> _TASK DIRECTIONS_
Start at the line holding "Generate a component", stop at the line holding "string, string, string];", and repeat those lines exactly, both ends included; skip the pictures.

> _LISTED RECORDS_
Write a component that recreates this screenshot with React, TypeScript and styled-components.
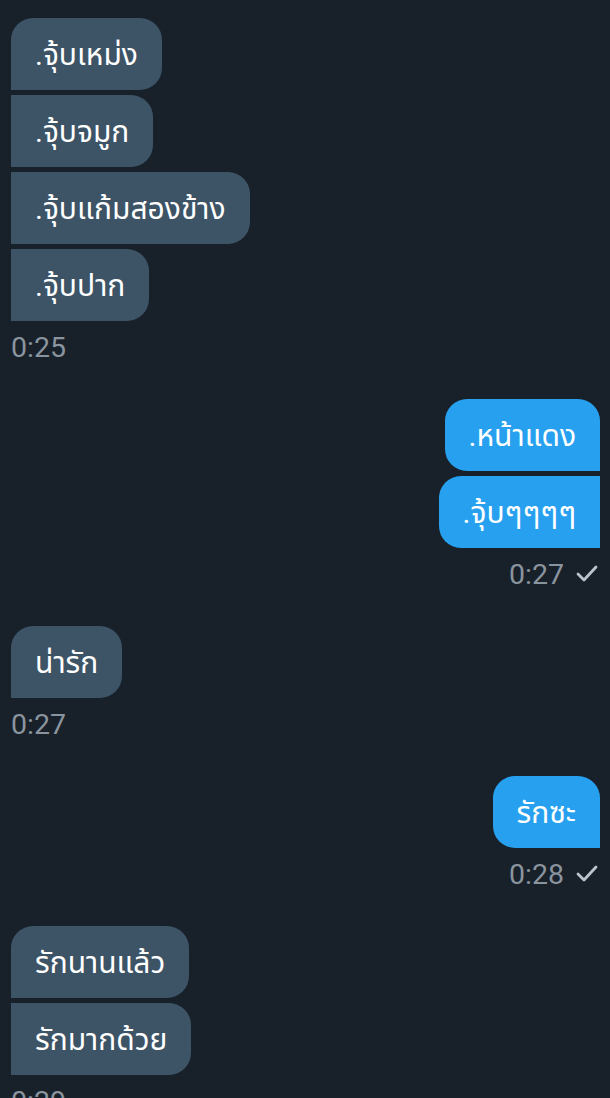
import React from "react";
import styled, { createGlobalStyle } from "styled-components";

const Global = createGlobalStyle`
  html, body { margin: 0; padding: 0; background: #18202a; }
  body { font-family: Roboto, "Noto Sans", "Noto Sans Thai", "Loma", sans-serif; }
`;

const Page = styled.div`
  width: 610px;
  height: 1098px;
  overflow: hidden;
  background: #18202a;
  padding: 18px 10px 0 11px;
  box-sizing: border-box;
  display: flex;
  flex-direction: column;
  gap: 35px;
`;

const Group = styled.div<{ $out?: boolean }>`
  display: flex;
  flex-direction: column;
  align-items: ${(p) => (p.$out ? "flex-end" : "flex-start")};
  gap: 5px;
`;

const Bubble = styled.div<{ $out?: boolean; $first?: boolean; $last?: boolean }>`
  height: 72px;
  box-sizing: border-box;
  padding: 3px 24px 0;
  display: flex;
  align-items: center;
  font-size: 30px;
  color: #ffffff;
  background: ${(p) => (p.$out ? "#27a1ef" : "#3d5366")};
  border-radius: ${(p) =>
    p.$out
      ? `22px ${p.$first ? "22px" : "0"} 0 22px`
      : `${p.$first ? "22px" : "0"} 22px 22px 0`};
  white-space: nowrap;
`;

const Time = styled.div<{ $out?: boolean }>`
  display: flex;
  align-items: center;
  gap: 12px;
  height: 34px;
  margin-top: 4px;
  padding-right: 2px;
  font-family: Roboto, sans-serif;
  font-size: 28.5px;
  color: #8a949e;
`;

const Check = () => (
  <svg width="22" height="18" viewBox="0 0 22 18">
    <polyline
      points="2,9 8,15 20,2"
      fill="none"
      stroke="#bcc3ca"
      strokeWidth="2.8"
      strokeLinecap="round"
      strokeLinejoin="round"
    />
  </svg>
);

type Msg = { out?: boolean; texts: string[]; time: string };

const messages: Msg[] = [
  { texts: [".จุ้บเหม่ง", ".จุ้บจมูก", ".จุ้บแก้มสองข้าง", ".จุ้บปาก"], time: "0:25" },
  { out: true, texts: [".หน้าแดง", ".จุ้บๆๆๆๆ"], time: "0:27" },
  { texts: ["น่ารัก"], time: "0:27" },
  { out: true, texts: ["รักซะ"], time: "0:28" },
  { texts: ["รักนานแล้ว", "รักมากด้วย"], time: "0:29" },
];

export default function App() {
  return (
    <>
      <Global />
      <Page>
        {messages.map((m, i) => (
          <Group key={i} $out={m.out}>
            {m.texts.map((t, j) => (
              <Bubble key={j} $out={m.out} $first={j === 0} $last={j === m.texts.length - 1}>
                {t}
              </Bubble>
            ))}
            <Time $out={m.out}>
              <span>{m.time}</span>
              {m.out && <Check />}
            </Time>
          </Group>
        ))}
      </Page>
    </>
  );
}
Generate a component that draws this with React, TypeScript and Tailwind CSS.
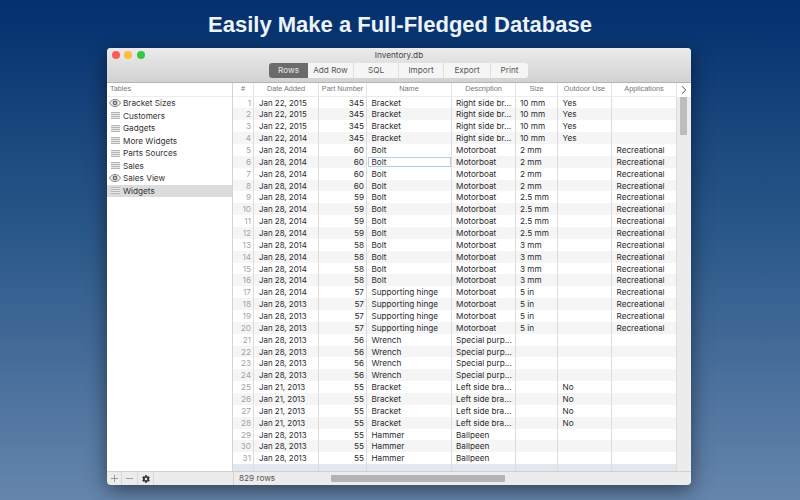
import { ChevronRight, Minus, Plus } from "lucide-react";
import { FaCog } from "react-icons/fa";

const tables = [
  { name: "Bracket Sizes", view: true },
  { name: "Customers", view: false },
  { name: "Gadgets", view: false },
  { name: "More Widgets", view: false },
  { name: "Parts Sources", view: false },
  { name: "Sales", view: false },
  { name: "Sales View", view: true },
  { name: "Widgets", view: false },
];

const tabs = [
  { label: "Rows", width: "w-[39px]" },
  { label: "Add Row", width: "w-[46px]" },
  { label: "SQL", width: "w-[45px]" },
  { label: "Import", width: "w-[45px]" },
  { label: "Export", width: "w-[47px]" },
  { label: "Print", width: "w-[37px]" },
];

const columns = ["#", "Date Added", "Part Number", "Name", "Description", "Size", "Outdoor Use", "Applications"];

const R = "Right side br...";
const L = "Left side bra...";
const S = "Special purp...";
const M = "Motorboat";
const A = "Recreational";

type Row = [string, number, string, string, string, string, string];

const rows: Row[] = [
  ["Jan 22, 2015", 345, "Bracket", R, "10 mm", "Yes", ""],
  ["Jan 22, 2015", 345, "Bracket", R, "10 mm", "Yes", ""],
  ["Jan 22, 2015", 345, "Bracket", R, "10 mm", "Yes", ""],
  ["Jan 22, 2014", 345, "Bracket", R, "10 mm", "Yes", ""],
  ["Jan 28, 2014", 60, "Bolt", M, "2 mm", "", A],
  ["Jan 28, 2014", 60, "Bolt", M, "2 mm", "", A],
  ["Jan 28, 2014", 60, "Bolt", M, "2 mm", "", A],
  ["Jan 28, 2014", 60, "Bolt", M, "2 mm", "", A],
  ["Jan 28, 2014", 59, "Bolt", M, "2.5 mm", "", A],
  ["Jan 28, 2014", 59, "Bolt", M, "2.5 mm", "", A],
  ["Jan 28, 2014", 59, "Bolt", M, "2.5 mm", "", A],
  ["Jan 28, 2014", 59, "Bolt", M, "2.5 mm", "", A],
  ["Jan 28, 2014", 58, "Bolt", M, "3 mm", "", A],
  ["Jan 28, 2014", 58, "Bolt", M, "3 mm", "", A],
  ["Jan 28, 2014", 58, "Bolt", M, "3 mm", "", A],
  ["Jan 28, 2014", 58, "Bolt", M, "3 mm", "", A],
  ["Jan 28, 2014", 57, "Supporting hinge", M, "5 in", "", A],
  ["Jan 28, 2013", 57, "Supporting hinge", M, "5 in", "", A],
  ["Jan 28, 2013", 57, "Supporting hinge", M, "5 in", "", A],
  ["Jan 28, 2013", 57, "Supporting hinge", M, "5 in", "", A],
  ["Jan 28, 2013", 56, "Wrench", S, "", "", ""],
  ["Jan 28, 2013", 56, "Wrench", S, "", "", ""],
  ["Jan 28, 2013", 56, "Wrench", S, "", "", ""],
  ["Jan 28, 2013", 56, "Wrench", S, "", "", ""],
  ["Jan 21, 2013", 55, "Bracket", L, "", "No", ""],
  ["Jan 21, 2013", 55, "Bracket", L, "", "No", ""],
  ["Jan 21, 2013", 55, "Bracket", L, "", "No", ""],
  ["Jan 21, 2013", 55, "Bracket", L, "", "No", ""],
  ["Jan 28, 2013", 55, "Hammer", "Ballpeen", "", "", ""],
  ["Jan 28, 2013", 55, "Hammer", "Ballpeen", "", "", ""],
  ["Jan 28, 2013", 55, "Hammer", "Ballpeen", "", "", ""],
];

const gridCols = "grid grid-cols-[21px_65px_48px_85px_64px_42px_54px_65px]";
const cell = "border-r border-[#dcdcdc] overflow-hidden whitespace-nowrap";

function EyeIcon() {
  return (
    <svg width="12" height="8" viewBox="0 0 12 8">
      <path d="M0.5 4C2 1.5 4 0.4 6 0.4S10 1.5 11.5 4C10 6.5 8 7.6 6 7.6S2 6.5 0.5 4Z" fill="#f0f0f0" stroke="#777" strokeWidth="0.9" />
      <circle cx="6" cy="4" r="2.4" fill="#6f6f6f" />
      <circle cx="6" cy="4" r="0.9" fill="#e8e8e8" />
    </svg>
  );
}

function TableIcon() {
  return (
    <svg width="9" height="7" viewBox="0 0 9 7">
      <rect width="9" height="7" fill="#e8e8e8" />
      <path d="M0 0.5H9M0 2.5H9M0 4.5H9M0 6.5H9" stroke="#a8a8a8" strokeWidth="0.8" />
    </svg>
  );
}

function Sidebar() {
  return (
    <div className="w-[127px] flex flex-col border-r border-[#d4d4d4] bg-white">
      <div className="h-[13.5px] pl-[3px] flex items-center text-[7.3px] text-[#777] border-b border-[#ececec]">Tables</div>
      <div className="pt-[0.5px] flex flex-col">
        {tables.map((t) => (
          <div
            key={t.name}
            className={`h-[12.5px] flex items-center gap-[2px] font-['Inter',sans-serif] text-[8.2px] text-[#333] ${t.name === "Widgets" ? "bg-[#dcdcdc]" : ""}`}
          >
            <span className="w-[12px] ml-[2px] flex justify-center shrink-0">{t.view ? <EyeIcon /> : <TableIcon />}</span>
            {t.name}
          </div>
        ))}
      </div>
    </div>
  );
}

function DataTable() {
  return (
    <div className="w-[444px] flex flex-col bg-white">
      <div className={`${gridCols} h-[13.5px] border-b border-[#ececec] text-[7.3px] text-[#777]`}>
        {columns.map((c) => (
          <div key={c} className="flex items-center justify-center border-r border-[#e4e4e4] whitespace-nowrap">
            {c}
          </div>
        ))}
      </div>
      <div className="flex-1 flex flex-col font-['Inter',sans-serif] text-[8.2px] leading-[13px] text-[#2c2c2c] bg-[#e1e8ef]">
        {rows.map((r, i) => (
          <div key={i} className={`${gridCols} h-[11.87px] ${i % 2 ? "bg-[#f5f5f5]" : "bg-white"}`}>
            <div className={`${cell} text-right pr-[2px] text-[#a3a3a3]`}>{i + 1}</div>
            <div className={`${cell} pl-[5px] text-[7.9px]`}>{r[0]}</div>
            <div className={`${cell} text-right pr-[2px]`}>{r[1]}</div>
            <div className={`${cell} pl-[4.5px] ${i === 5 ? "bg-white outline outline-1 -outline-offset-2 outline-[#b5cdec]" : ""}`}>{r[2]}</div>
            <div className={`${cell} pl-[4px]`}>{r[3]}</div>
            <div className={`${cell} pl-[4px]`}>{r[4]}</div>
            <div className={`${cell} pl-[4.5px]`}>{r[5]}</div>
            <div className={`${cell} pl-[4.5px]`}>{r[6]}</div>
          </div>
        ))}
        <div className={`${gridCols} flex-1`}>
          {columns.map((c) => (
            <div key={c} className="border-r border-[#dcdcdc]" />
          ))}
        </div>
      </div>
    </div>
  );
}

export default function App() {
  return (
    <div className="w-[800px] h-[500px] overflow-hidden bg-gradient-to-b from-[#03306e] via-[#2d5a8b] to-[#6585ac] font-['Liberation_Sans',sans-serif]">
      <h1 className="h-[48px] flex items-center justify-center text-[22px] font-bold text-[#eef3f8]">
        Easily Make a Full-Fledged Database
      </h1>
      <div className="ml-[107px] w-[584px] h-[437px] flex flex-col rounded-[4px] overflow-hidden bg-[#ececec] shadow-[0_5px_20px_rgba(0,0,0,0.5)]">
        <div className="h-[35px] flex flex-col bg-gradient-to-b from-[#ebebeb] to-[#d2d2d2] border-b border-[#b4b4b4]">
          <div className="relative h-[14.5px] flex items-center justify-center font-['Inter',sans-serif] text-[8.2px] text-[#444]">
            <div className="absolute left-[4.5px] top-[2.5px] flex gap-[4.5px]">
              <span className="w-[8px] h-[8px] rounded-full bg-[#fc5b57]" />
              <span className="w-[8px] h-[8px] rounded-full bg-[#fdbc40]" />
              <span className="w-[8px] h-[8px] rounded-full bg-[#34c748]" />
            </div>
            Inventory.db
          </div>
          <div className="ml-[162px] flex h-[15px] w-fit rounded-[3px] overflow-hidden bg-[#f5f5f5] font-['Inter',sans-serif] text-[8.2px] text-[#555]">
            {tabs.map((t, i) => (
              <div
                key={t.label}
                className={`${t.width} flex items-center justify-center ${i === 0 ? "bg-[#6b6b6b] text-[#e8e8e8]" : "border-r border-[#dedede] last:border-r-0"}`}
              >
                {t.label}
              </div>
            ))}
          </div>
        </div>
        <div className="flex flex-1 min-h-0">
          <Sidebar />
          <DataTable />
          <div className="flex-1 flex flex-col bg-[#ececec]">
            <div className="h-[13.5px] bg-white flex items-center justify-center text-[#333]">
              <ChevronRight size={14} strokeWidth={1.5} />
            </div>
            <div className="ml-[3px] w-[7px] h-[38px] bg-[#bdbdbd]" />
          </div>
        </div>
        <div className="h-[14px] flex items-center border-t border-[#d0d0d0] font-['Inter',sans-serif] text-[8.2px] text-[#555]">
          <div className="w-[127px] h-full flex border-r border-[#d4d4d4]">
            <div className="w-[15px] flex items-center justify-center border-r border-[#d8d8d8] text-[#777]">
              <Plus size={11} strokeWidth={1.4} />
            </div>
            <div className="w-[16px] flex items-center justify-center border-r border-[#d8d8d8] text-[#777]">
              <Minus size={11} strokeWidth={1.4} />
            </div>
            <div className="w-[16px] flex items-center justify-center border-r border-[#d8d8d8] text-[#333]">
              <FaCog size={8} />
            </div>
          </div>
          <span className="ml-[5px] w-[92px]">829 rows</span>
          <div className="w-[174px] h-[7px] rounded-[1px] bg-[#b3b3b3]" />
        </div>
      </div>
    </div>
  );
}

> _FINAL RESULT_
Generate a component that draws this with React, TypeScript and Tailwind CSS.
import { ChevronRight, Minus, Plus } from "lucide-react";
import { FaCog } from "react-icons/fa";

const tables = [
  { name: "Bracket Sizes", view: true },
  { name: "Customers", view: false },
  { name: "Gadgets", view: false },
  { name: "More Widgets", view: false },
  { name: "Parts Sources", view: false },
  { name: "Sales", view: false },
  { name: "Sales View", view: true },
  { name: "Widgets", view: false },
];

const tabs = [
  { label: "Rows", width: "w-[39px]" },
  { label: "Add Row", width: "w-[46px]" },
  { label: "SQL", width: "w-[45px]" },
  { label: "Import", width: "w-[45px]" },
  { label: "Export", width: "w-[47px]" },
  { label: "Print", width: "w-[37px]" },
];

const columns = ["#", "Date Added", "Part Number", "Name", "Description", "Size", "Outdoor Use", "Applications"];

const R = "Right side br...";
const L = "Left side bra...";
const S = "Special purp...";
const M = "Motorboat";
const A = "Recreational";

type Row = [string, number, string, string, string, string, string];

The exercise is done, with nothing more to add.